Again, the president denied this allegation in an interview with Fox News presenter Jeanine Pirro. Interestingly, he did not exactly answer her question, is the President of The United States knowingly or unknowingly working as a Russian asse? Instead, he proceeded to launch a verbal attack on The Post's owner Jeff Bezos, saying he was insulted by the suggestion.
None if this had escaped special counsel Robert Mueller, who is said to be in the final stages of his probe. Johnathan Chait wrote in New York, "The probe is not just about Russian election interference, or about Trump's obstruction of the probe--it is about the secret relationship between Trump and Russia that appears to be causing both things to happen" (nymag.com; Jan 12, 2019; date accessed Jan. 16, 2019). Think about that statement for a long minute. The President of The United States working with Russia against his own country?
Mr. Donald Trump has frequently said that it would be a good thing if America and Russia had a better relationship. There is nothing remotely criminally dubious about. Presidents do have the right to pursue amicable relationships with countries that have been previously hostile to the U.S. Think President Richard Nixon's overtures to China in the seventies and President Barack Obama's opening relations with Cuba. None of this would event rate an FBI raised eyebrow. However, the very wisp of suggestion that Mr. Trump is in concert with Russia suggests something inherently corrupt and secretive about the relationship
It is no secret that the Russians are masters at using flattery and bribery; when the occasion calls for it, blackmail to get what they want. What do they want here? Possibly undermine NATO.

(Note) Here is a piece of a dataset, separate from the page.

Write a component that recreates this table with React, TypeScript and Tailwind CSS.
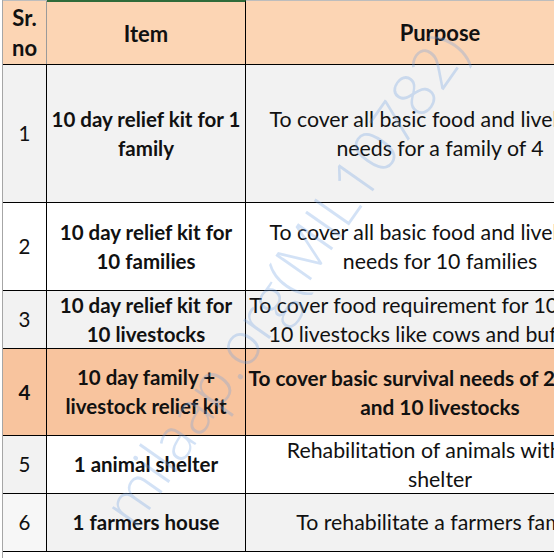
import React from "react";

type Cell = { text: React.ReactNode; bg: string; bold?: boolean };
type Row = { h: string; cells: [Cell, Cell, Cell] };

const G = "bg-[#f2f2f2]";
const W = "bg-white";
const O = "bg-[#f8c49e]";

const rows: Row[] = [
  {
    h: "h-[138px]",
    cells: [
      { text: "1", bg: G },
      { text: <>10 day relief kit for 1<br />family</>, bg: G, bold: true },
      { text: <>To cover all basic food and livelihood<br />needs for a family of 4</>, bg: G },
    ],
  },
  {
    h: "h-[88px]",
    cells: [
      { text: "2", bg: W },
      { text: <>10 day relief kit for<br />10 families</>, bg: W, bold: true },
      { text: <>To cover all basic food and livelihood<br />needs for 10 families</>, bg: W },
    ],
  },
  {
    h: "h-[58px]",
    cells: [
      { text: "3", bg: G },
      { text: <>10 day relief kit for<br />10 livestocks</>, bg: G, bold: true },
      { text: <>To cover food requirement for 10 days of<br />10 livestocks like cows and buffaloes</>, bg: G },
    ],
  },
  {
    h: "h-[87px]",
    cells: [
      { text: "4", bg: O, bold: true },
      { text: <>10 day family +<br />livestock relief kit</>, bg: O, bold: true },
      { text: <>To cover basic survival needs of 2 families<br />and 10 livestocks</>, bg: O, bold: true },
    ],
  },
  {
    h: "h-[58px]",
    cells: [
      { text: "5", bg: G },
      { text: "1 animal shelter", bg: W, bold: true },
      { text: <>Rehabilitation of animals without<br />shelter</>, bg: W },
    ],
  },
  {
    h: "h-[58px]",
    cells: [
      { text: "6", bg: "bg-[#f7f7f7]" },
      { text: "1 farmers house", bg: G, bold: true },
      { text: "To rehabilitate a farmers family", bg: G },
    ],
  },
];

export default function App() {
  return (
    <div
      className="relative w-[554px] h-[558px] overflow-hidden bg-white text-[#111]"
      style={{ fontFamily: "Lato, 'Open Sans', sans-serif" }}
    >
      <div className="ml-[2px] border-l border-[#a6a6a6] w-[640px] h-[558px] text-[20.5px] leading-[29px]">
        {/* header */}
        <div className="flex h-[65px] border-t border-b border-t-[#bdbdbd] border-b-black bg-[#fcd5b4] font-bold text-[22px]">
          <div className="w-[44px] shrink-0 border-r border-[#9a9a9a] flex items-center justify-center text-center leading-[30px]">
            Sr.<br />no
          </div>
          <div className="w-[199px] shrink-0 border-r border-black border-t-2 border-t-[#2e6b3a] -mt-px flex items-center justify-center">
            Item
          </div>
          <div className="w-[388px] shrink-0 flex items-center justify-center">
            Purpose
          </div>
        </div>
        {rows.map((r, i) => (
          <div key={i} className={`flex ${r.h} border-b border-black`}>
            <div
              className={`w-[44px] shrink-0 border-r border-black flex items-center justify-center ${r.cells[0].bg} ${r.cells[0].bold ? "font-bold" : ""}`}
            >
              {r.cells[0].text}
            </div>
            <div
              className={`w-[199px] shrink-0 border-r border-black flex items-center justify-center text-center whitespace-nowrap ${r.cells[1].bg} ${r.cells[1].bold ? "font-bold" : ""}`}
            >
              <span>{r.cells[1].text}</span>
            </div>
            <div
              className={`w-[388px] shrink-0 flex items-center justify-center text-center whitespace-nowrap ${r.cells[2].bg} ${r.cells[2].bold ? "font-bold text-[20.8px]" : "text-[21.3px]"}`}
            >
              <span>{r.cells[2].text}</span>
            </div>
          </div>
        ))}
      </div>
      {/* watermark */}
      <div className="pointer-events-none absolute left-[284px] top-[278px] w-0 h-0">
        <div
          className="absolute left-0 top-0 -translate-x-1/2 -translate-y-1/2 -rotate-[55deg] whitespace-nowrap text-[60px] font-light text-[rgba(110,160,225,0.3)]"
          style={{ fontFamily: "'Open Sans', sans-serif" }}
        >
          milaap.org(MIL10782)
        </div>
      </div>
    </div>
  );
}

The end of the Cold War ushered in a period of economic and social upheaval in Russia. As former Soviet satellites (Ukraine, for example) declared their independence, they petitioned NATO for membership, the Russian government began to feel isolated. Throughout the Cold War, Eastern European nations, Russian and satellites were members of the Warsaw Pact, their answer to NATO. The collapse of Communism and the dissolution of the Pact further isolated Russia. Sanctions imposed by western governments damaged the economy. When Vladimir Putin was first elected president, he promised a return to security. A crackdown on dissenters was part of this campaign. He next part involved slowly picking off NATO members, one at a time. Shut off the power in the Ukraine, poison former Russian spy in Great Britain, steal a FIFA World Cup tournament, all part of the plan, in preparation for going after the United States. Interfer with an election, sow seeds of discontent. Of course we will never the full extent or intent of the plan but we do know that putting Donald Trump in the White House was part of it. Why and how may never be fully revealed.